> [Written problem]:
Each entry below must be repeated exactly, with pictures left out.
****
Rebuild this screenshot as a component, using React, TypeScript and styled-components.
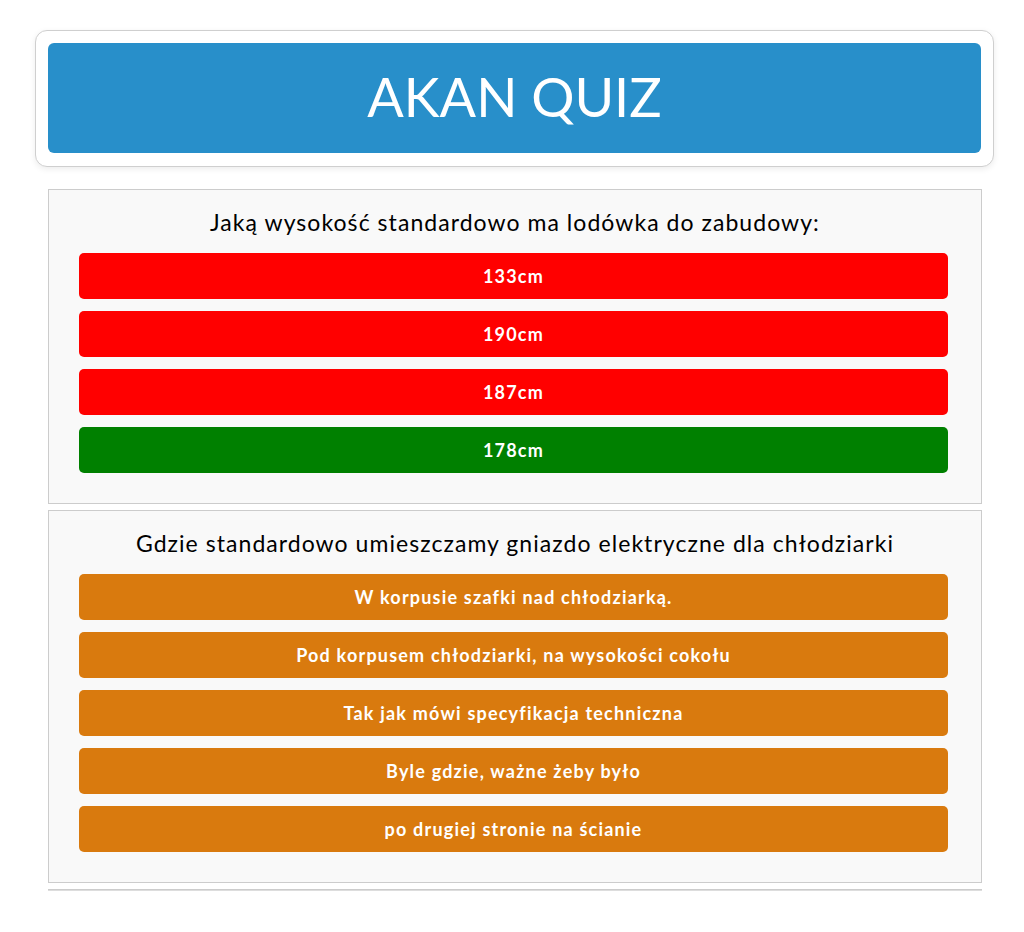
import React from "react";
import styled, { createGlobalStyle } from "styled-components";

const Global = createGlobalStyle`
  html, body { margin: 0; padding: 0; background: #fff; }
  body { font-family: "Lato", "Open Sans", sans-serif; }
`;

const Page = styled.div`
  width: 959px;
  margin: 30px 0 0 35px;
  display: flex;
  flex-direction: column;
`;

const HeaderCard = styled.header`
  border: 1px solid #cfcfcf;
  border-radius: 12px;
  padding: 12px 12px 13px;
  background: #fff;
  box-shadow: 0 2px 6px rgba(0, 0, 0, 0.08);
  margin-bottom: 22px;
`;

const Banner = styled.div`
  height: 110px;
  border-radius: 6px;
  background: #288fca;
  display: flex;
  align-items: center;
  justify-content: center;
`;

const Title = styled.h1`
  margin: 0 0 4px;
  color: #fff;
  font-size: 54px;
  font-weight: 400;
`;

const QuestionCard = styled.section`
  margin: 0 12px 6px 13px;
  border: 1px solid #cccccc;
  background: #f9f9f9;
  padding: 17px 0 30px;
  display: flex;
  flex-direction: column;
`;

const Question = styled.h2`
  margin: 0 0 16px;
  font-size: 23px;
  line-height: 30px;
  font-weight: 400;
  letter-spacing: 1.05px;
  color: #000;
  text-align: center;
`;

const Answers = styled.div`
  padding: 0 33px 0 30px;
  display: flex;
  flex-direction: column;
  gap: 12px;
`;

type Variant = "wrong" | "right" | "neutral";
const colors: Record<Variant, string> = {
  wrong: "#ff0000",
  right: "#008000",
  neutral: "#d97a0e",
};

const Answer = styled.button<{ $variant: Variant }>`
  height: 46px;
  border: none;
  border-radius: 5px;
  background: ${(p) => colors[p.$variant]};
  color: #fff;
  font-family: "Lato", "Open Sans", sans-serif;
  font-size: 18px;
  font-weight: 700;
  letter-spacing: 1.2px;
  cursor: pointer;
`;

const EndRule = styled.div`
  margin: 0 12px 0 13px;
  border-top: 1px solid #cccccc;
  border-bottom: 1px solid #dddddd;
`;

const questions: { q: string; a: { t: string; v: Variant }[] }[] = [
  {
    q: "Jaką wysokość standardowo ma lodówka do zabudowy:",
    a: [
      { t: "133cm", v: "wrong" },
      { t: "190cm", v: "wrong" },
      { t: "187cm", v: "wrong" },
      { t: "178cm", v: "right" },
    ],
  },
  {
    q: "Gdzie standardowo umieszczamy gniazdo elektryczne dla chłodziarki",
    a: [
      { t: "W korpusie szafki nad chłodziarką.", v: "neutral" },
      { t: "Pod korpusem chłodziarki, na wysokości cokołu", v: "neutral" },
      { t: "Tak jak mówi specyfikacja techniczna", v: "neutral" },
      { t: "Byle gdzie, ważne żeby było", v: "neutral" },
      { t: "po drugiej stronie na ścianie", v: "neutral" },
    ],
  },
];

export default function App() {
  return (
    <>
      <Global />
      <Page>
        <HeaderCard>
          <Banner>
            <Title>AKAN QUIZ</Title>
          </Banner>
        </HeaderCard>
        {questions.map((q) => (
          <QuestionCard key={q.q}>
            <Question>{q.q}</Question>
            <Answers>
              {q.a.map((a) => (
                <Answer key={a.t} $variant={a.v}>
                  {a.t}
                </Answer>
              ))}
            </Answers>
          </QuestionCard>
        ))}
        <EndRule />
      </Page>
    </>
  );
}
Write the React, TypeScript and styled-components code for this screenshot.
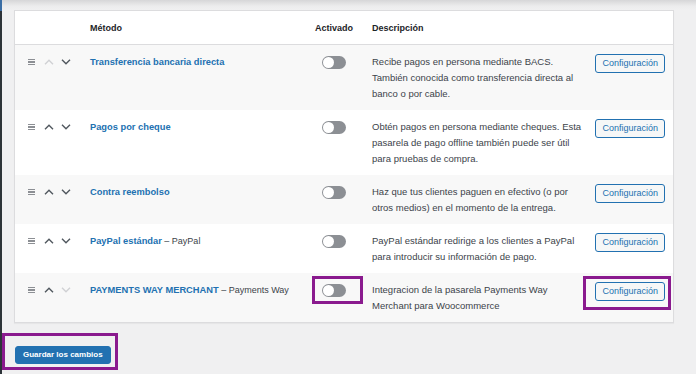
****
> [Output of the task]:
Rebuild this screenshot as a component, using React, TypeScript and styled-components.
import React from "react";
import styled, { createGlobalStyle } from "styled-components";

const Global = createGlobalStyle`
  html, body { margin: 0; padding: 0; background: #fff; }
  body { font-family: "Lato", "Open Sans", sans-serif; }
`;

const Page = styled.div`
  width: 959px;
  margin: 30px 0 0 35px;
  display: flex;
  flex-direction: column;
`;

const HeaderCard = styled.header`
  border: 1px solid #cfcfcf;
  border-radius: 12px;
  padding: 12px 12px 13px;
  background: #fff;
  box-shadow: 0 2px 6px rgba(0, 0, 0, 0.08);
  margin-bottom: 22px;
`;

const Banner = styled.div`
  height: 110px;
  border-radius: 6px;
  background: #288fca;
  display: flex;
  align-items: center;
  justify-content: center;
`;

const Title = styled.h1`
  margin: 0 0 4px;
  color: #fff;
  font-size: 54px;
  font-weight: 400;
`;

const QuestionCard = styled.section`
  margin: 0 12px 6px 13px;
  border: 1px solid #cccccc;
  background: #f9f9f9;
  padding: 17px 0 30px;
  display: flex;
  flex-direction: column;
`;

const Question = styled.h2`
  margin: 0 0 16px;
  font-size: 23px;
  line-height: 30px;
  font-weight: 400;
  letter-spacing: 1.05px;
  color: #000;
  text-align: center;
`;

const Answers = styled.div`
  padding: 0 33px 0 30px;
  display: flex;
  flex-direction: column;
  gap: 12px;
`;

type Variant = "wrong" | "right" | "neutral";
const colors: Record<Variant, string> = {
  wrong: "#ff0000",
  right: "#008000",
  neutral: "#d97a0e",
};

const Answer = styled.button<{ $variant: Variant }>`
  height: 46px;
  border: none;
  border-radius: 5px;
  background: ${(p) => colors[p.$variant]};
  color: #fff;
  font-family: "Lato", "Open Sans", sans-serif;
  font-size: 18px;
  font-weight: 700;
  letter-spacing: 1.2px;
  cursor: pointer;
`;

const EndRule = styled.div`
  margin: 0 12px 0 13px;
  border-top: 1px solid #cccccc;
  border-bottom: 1px solid #dddddd;
`;

const questions: { q: string; a: { t: string; v: Variant }[] }[] = [
  {
    q: "Jaką wysokość standardowo ma lodówka do zabudowy:",
    a: [
      { t: "133cm", v: "wrong" },
      { t: "190cm", v: "wrong" },
      { t: "187cm", v: "wrong" },
      { t: "178cm", v: "right" },
    ],
  },
  {
    q: "Gdzie standardowo umieszczamy gniazdo elektryczne dla chłodziarki",
    a: [
      { t: "W korpusie szafki nad chłodziarką.", v: "neutral" },
      { t: "Pod korpusem chłodziarki, na wysokości cokołu", v: "neutral" },
      { t: "Tak jak mówi specyfikacja techniczna", v: "neutral" },
      { t: "Byle gdzie, ważne żeby było", v: "neutral" },
      { t: "po drugiej stronie na ścianie", v: "neutral" },
    ],
  },
];

export default function App() {
  return (
    <>
      <Global />
      <Page>
        <HeaderCard>
          <Banner>
            <Title>AKAN QUIZ</Title>
          </Banner>
        </HeaderCard>
        {questions.map((q) => (
          <QuestionCard key={q.q}>
            <Question>{q.q}</Question>
            <Answers>
              {q.a.map((a) => (
                <Answer key={a.t} $variant={a.v}>
                  {a.t}
                </Answer>
              ))}
            </Answers>
          </QuestionCard>
        ))}
        <EndRule />
      </Page>
    </>
  );
}
Write the React, TypeScript and styled-components code for this screenshot.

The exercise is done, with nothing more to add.